**** Given data ****
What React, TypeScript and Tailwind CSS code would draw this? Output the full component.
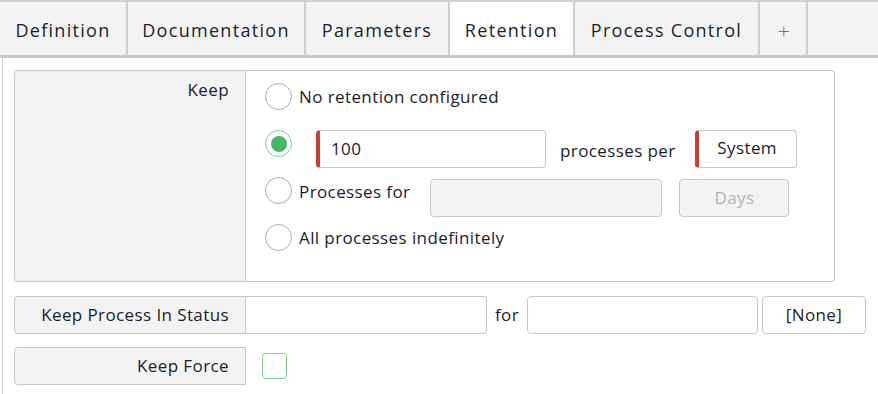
import { useState } from "react";

const tabs = [
  { label: "Definition", w: "w-[128px]" },
  { label: "Documentation", w: "w-[178px]" },
  { label: "Parameters", w: "w-[144px]" },
  { label: "Retention", w: "w-[125px]", active: true },
  { label: "Process Control", w: "w-[185px]" },
  { label: "+", w: "w-[48px]", plus: true },
];

const Radio = ({ checked, onClick }: { checked?: boolean; onClick?: () => void }) => (
  <button
    type="button"
    onClick={onClick}
    className={`flex h-[27px] w-[27px] shrink-0 items-center justify-center rounded-full border bg-white ${
      checked ? "border-[#74cd91]" : "border-[#a9a9a9]"
    }`}
  >
    {checked && <span className="h-[16px] w-[16px] rounded-full bg-[#45b86a]" />}
  </button>
);

const Label = ({ children, tall }: { children: React.ReactNode; tall?: boolean }) => (
  <div
    className={`flex w-[232px] shrink-0 justify-end rounded-l-[4px] border border-[#c6c6c6] bg-[#f3f3f3] pr-[16px] ${
      tall ? "h-[212px] items-start pt-[6px]" : "h-[38px] items-center"
    }`}
  >
    {children}
  </div>
);

export default function App() {
  const [keep, setKeep] = useState(1);

  return (
    <div className="h-[394px] w-[878px] overflow-hidden bg-white font-['Open_Sans',sans-serif] text-[17px] tracking-[0.4px] text-[#1c1d2b]">
      {/* tab strip */}
      <div className="flex h-[58px] border-t-2 border-b-[3px] border-[#c9c9c9] border-t-[#d0d0d0] bg-[#f3f3f3]">
        {tabs.map((t) => (
          <div
            key={t.label}
            className={`flex h-full items-center justify-center border-r-2 border-[#cfcfcf] pt-[4px] ${t.w} ${
              t.active ? "bg-white" : "bg-[#f3f3f3]"
            } ${t.plus ? "pl-[2px] text-[22px] font-light text-[#777777]" : "text-[18px] tracking-[1.3px]"}`}
          >
            {t.label}
          </div>
        ))}
      </div>

      {/* content */}
      <div className="ml-[2px] h-full border-l border-[#cfcfcf] pl-[11px] pt-[12px]">
        <div className="flex">
          <Label tall>Keep</Label>
          <div className="flex h-[212px] w-[589px] flex-col rounded-r-[4px] border border-l-0 border-[#c6c6c6] pl-[19px] pt-[12px]">
            <div className="flex items-center gap-[7px]">
              <Radio checked={keep === 0} onClick={() => setKeep(0)} />
              <span>No retention configured</span>
            </div>

            <div className="mt-[20px] flex">
              <Radio checked={keep === 1} onClick={() => setKeep(1)} />
              <div className="ml-[24px] flex h-[38px] w-[230px] items-center rounded-[4px] border border-[#c6c6c6] border-l-[4px] border-l-[#cf3a2f] pl-[11px]">
                100
              </div>
              <span className="ml-[14px] self-center pt-[4px]">processes per</span>
              <button
                type="button"
                className="ml-[19px] flex h-[38px] w-[102px] items-center justify-center rounded-[4px] border border-[#c6c6c6] border-l-[4px] border-l-[#cf3a2f] pb-[3px]"
              >
                System
              </button>
            </div>

            <div className="mt-[9px] flex">
              <Radio checked={keep === 2} onClick={() => setKeep(2)} />
              <span className="ml-[7px] mt-[2px]">Processes for</span>
              <div className="ml-[20px] mt-[2px] h-[38px] w-[232px] rounded-[4px] border border-[#c6c6c6] bg-[#f3f3f3]" />
              <button
                type="button"
                className="ml-[17px] mt-[2px] flex h-[38px] w-[110px] items-center justify-center rounded-[4px] border border-[#c6c6c6] bg-[#f3f3f3] text-[#b3b3b3]"
              >
                Days
              </button>
            </div>

            <div className="mt-[7px] flex items-center gap-[7px]">
              <Radio checked={keep === 3} onClick={() => setKeep(3)} />
              <span>All processes indefinitely</span>
            </div>
          </div>
        </div>

        <div className="mt-[14px] flex items-center">
          <Label>Keep Process In Status</Label>
          <div className="h-[38px] w-[241px] rounded-r-[4px] border border-l-0 border-[#c6c6c6]" />
          <span className="ml-[8px] w-[32px]">for</span>
          <div className="h-[38px] w-[231px] rounded-[4px] border border-[#c6c6c6]" />
          <button
            type="button"
            className="ml-[4px] flex h-[38px] w-[104px] items-center justify-center rounded-[4px] border border-[#c6c6c6]"
          >
            [None]
          </button>
        </div>

        <div className="mt-[13px] flex items-center">
          <Label>Keep Force</Label>
          <div className="ml-[16px] h-[26px] w-[25px] rounded-[3px] border-[1.5px] border-[#7fd49a]" />
        </div>
      </div>
    </div>
  );
}
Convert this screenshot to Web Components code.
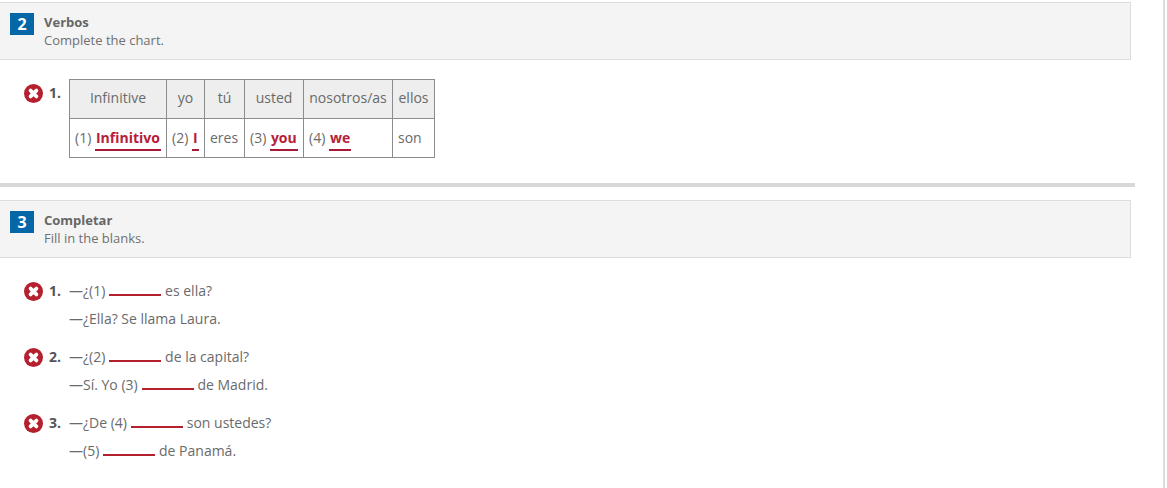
<!DOCTYPE html>
<html>
<head>
<meta charset="utf-8">
<style>
  html, body { margin: 0; background: #fff; }
  body { font-family: "Open Sans", sans-serif; font-size: 14px; color: #666; overflow: hidden; }
</style>
</head>
<body>
<quiz-page>
  <quiz-section num="2" title="Verbos" desc="Complete the chart.">
    <quiz-item num="1." chart>
      <verb-chart></verb-chart>
    </quiz-item>
  </quiz-section>
  <quiz-rule></quiz-rule>
  <quiz-section num="3" title="Completar" desc="Fill in the blanks.">
    <quiz-item num="1.">
      <p-line>—¿(1) <quiz-blank></quiz-blank> es ella?</p-line>
      <p-line>—¿Ella? Se llama Laura.</p-line>
    </quiz-item>
    <quiz-item num="2.">
      <p-line>—¿(2) <quiz-blank></quiz-blank> de la capital?</p-line>
      <p-line>—Sí. Yo (3) <quiz-blank></quiz-blank> de Madrid.</p-line>
    </quiz-item>
    <quiz-item num="3.">
      <p-line>—¿De (4) <quiz-blank></quiz-blank> son ustedes?</p-line>
      <p-line>—(5) <quiz-blank></quiz-blank> de Panamá.</p-line>
    </quiz-item>
  </quiz-section>
</quiz-page>

<script>
// small helper so each element just declares its shadow markup
class Base extends HTMLElement {
  constructor() {
    super();
    this.attachShadow({ mode: 'open' });
  }
  connectedCallback() {
    this.shadowRoot.innerHTML = this.markup();
  }
}

class QuizPage extends Base {
  markup() {
    return `
      <style>
        :host { display: block; width: 1163px; height: 486px; border-right: 2px solid #ddd; padding-top: 2px; }
        .col { width: 1135px; }
      </style>
      <div class="col"><slot></slot></div>`;
  }
}

class QuizSection extends Base {
  markup() {
    const num = this.getAttribute('num');
    const title = this.getAttribute('title');
    const desc = this.getAttribute('desc');
    return `
      <style>
        :host { display: block; }
        .head {
          width: 1131px; height: 58px; box-sizing: border-box;
          display: flex; gap: 10px; padding: 10px 0 0 10px;
          background: #f4f4f4; border: 1px solid #ddd; border-left: 0;
        }
        .num {
          width: 24px; height: 22px; background: #0667a8; color: #fff;
          font-weight: 700; font-size: 16px; line-height: 22px; text-align: center;
        }
        .title { font-weight: 700; font-size: 13px; line-height: 18px; color: #666; }
        .desc { font-size: 13px; line-height: 18px; color: #707070; }
        .body { padding-top: 19px; }
      </style>
      <div class="head">
        <div class="num">${num}</div>
        <div><div class="title">${title}</div><div class="desc">${desc}</div></div>
      </div>
      <div class="body"><slot></slot></div>`;
  }
}

class QuizItem extends Base {
  markup() {
    const num = this.getAttribute('num');
    return `
      <style>
        :host { display: flex; padding-left: 24px; margin-bottom: 10px; }
        svg { width: 19px; height: 19px; flex: none; margin-top: 5px; }
        .num { width: 26px; flex: none; padding-left: 6px; box-sizing: border-box; font-weight: 700; font-size: 14px; line-height: 28px; color: #555; }
      </style>
      <svg viewBox="0 0 19 19" aria-hidden="true">
        <circle cx="9.5" cy="9.5" r="9.5" fill="#b5202f"/>
        <path d="M6.6 6.6l5.8 5.8M12.4 6.6l-5.8 5.8" stroke="#fff" stroke-width="3.8" stroke-linecap="round"/>
      </svg>
      <div class="num">${num}</div>
      <div><slot></slot></div>`;
  }
}

class PLine extends Base {
  markup() {
    return `
      <style>
        :host { display: block; height: 28px; line-height: 28px; font-size: 14px; white-space: nowrap; color: #6a6a6a; }
      </style>
      <slot></slot>`;
  }
}

class QuizBlank extends Base {
  markup() {
    return `
      <style>
        :host { display: inline-block; width: 52px; height: 2px; background: #b5202f; vertical-align: 0; margin: 0 .1px 0 .4px; }
      </style>`;
  }
}

class QuizRule extends Base {
  markup() {
    return `
      <style>
        :host { display: block; height: 4px; background: #d8d8d8; margin: 25px 0 13px; }
      </style>`;
  }
}

class VerbChart extends Base {
  markup() {
    const ans = t => `<span class="ans">${t}</span>`;
    const widths = [97, 38, 40, 59, 89, 42];
    return `
      <style>
        :host { display: block; }
        table { border-collapse: collapse; table-layout: fixed; width: 365px; font-size: 14px; line-height: 20px; color: #6a6a6a; }
        td, th { border: 1px solid #8c8c8c; height: 39px; padding: 0 5px; font-weight: 400; white-space: nowrap; box-sizing: border-box; }
        th { background: #eee; text-align: center; padding-bottom: 2px; }
        td { text-align: left; }
        .ans { font-weight: 700; color: #b5203a; border-bottom: 2px solid #a61c37; padding: 0 1px 2px; }
      </style>
      <table>
        <colgroup>${widths.map(w => `<col style="width:${w}px">`).join('')}</colgroup>
        <tr><th>Infinitive</th><th>yo</th><th>tú</th><th>usted</th><th>nosotros/as</th><th>ellos</th></tr>
        <tr><td>(1) ${ans('Infinitivo')}</td><td>(2) ${ans('I')}</td><td>eres</td><td>(3) ${ans('you')}</td><td>(4) ${ans('we')}</td><td>son</td></tr>
      </table>`;
  }
}

customElements.define('quiz-page', QuizPage);
customElements.define('quiz-section', QuizSection);
customElements.define('quiz-item', QuizItem);
customElements.define('p-line', PLine);
customElements.define('quiz-blank', QuizBlank);
customElements.define('quiz-rule', QuizRule);
customElements.define('verb-chart', VerbChart);
</script>
</body>
</html>
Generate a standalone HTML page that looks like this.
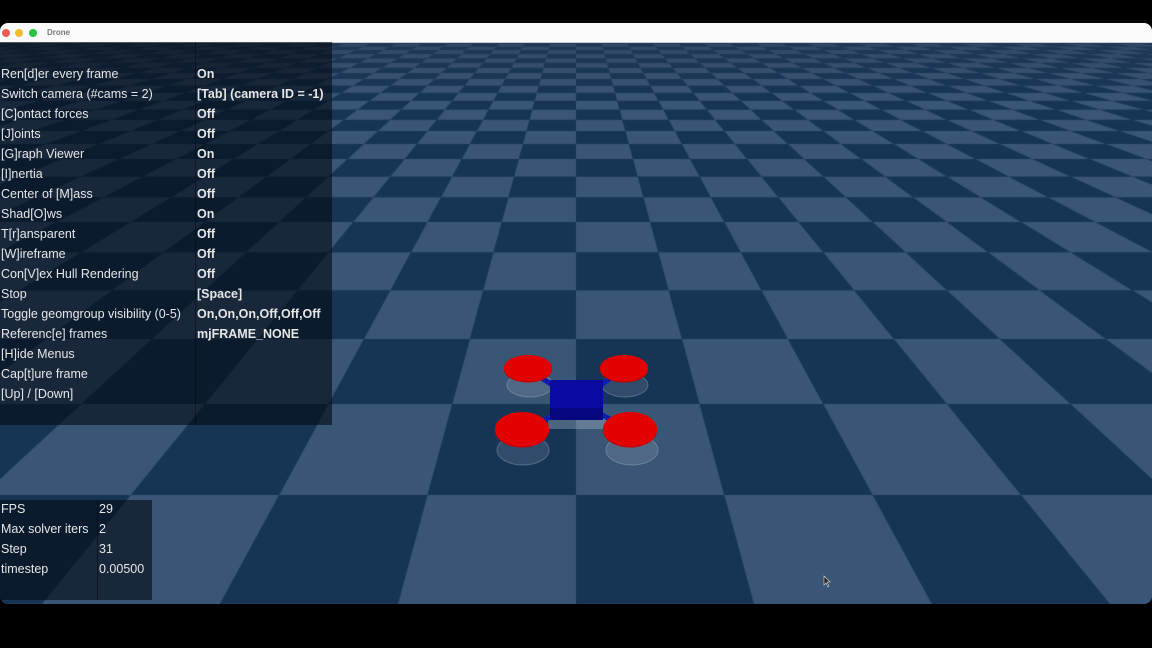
****
List every line above containing the word "full".

■ **Task response**
What React, TypeScript and Tailwind CSS code would draw this? Output the full component.
    className={`flex h-[27px] w-[27px] shrink-0 items-center justify-center rounded-full border bg-white ${
    {checked && <span className="h-[16px] w-[16px] rounded-full bg-[#45b86a]" />}
            className={`flex h-full items-center justify-center border-r-2 border-[#cfcfcf] pt-[4px] ${t.w} ${
      <div className="ml-[2px] h-full border-l border-[#cfcfcf] pl-[11px] pt-[12px]">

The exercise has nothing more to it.